Pour the batter into the cake pan and bake for 55-60 minutes. (Note: Maida says to increase the oven temperature to 350 and bake an additional 10 or 15 minutes but I do not believe this is necessary. My cake was done after the initial 55 minute baking at 325. Press the top of the cake and it should bounce back slowly if it is done.)


Hang the pan upside down on a bottle neck or a funnel and allow it to cool completely.


After it has cooled, you can remove it carefully from the pan by running a sharp knife around the perimeter of the pan and the center section. Or you can freeze the cake - if freezing, leave it in the pan and wrap it in aluminum foil.


You can sprinkle the cake with confectioners sugar or opt to cover it with the following frosting (you can also use the frosting as a sauce on the side) -

Chill your mixer bowl and the whisk beater in the freezer (it only takes 5 or 10 minutes). Now whip all the ingredients (heavy cream, confectioners sugar, cocoa, salt and vanilla extract) together until it holds a shape. Frost the cake and you will need to refrigerate it. Maida also says that strawberries are nice to add as a garnish.




Thursday, January 3, 2019

Carrot Loaf


Carrot Loaf
Source: Maida Heatter's Book of Great Desserts (Andrews & McMeel Publishing, 1999 ed.), pg. 180.

Recently, I heard from a reader who wanted to make Maida Heatter's Carrot Cake in a loaf pan but had problems with the cake sinking. I knew there was a Carrot Loaf recipe in one of her books so I suggested that she might try it. In the meantime, I made it a few days ago. It is good but not really as flavorful as the carrot cake. Adding the icing to this might help although the consistency is a bit different. This is made with milk as opposed to oil which I'm sure contributes to the heaviness factor. 

2 1/2 cups sifted all-purpose flour
2 tsp. baking powder
1 tsp. baking soda
1/2 tsp. salt
1 tsp. cinnamon
1 cup raisins
1 cup grated carrots
3/4 cup chopped walnuts
1 cup dark brown sugar, firmly packed
2 eggs
1 cup milk
1/2 stick melted butter

Preheat oven to 400. Use the bottom rack. Butter and dust an 8-10 capacity loaf pan with fine, dry bread crumbs.

Sift together the flour, baking powder, baking soda, salt, and cinnamon and set aside.

Mix together the raisins, carrots, walnuts and sugar in a large bowl.


Beat the eggs lightly and beat in the milk and the melted butter.



Add the flour mixture - stir until blended.


Bake for 50-55 minutes or until a tester comes out clean.

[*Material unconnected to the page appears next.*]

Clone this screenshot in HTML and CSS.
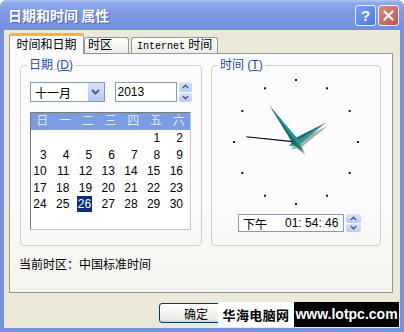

Cool on a rack for 5 minutes before removing it from the pan.  


Friday, December 28, 2018

New Orleans Oatmeal Cookies



New Orleans Oatmeal Cookies
Source: Maida Heatter's Book of Great Desserts (Andrews & McMeel Publishing, 1999 ed.), pg. 180.

One of our favorite recipes in this household is Oatmeal Raisin Cookies. The Quaker Oaks "Vanishing Oatmeal Raisin Cookies" is my go-to recipe and remains the favorite. 

This Maida Heatter recipe it a bit different and has the addition of spices which gives them a more holiday-ish taste. The addition of apricot preserves is also unusual.

I baked the cookies in three separate batches. The trickiest part is the baking time. 20 minutes is insane and I wonder if that was a typo. I tried 10 minutes for the first batch and they burned slightly. After looking at the recipe again, I had overlooked the instruction that they should be baked on the top rack position. The last two batches were much better. I baked them for 10-11 minutes. The cookies are very soft if not overbaked. I would advise you to experiment with the first batch before proceeding to the next. 

2 1/4 cups sifted all-purpose flour
1 tsp. baking soda
1 tsp. baking powder
1 tsp. salt
1 TBS. cinnamon
1/2 tsp. nutmeg
1/2 tsp. allspice
1/2 tsp. cloves
6 oz. (1 1/2 sticks) butter (softened)
1/2 cup apricot preserves
2 tsp. instant coffee
1 1/2 cups firmly packed brown sugar
2 eggs
3/4 cup milk
2 1/4 cups old-fashioned or quick-cooking oatmeal
8 oz. (1 1/2 cups) raisins
2 cups salted peanuts

Preheat oven to 375. Line cookie sheets with parchment paper. Use top rack position.

Sift together the flour, baking soda, baking powder, salt, cinnamon, nutmeg, allspice and cloves and set aside.

Beat the the butter and apricot preserves to combine. Add the instant coffee and the brown sugar.



On low speed, add the flour mixture in three additions and the milk in two additions. 


Beat in the oatmeal. Stir in the raisins and the nuts. 


Drop the cookies (tablespoon size) two inches apart on the cookie sheets. Bake for 10-12 minutes or until lightly browned and semi-firm to the touch. Rotate pans half-way through baking to insure even baking. Allow them to cool for a few minutes after removing the pans from the oven and transfer the cookies with a spatula to a cooling rack.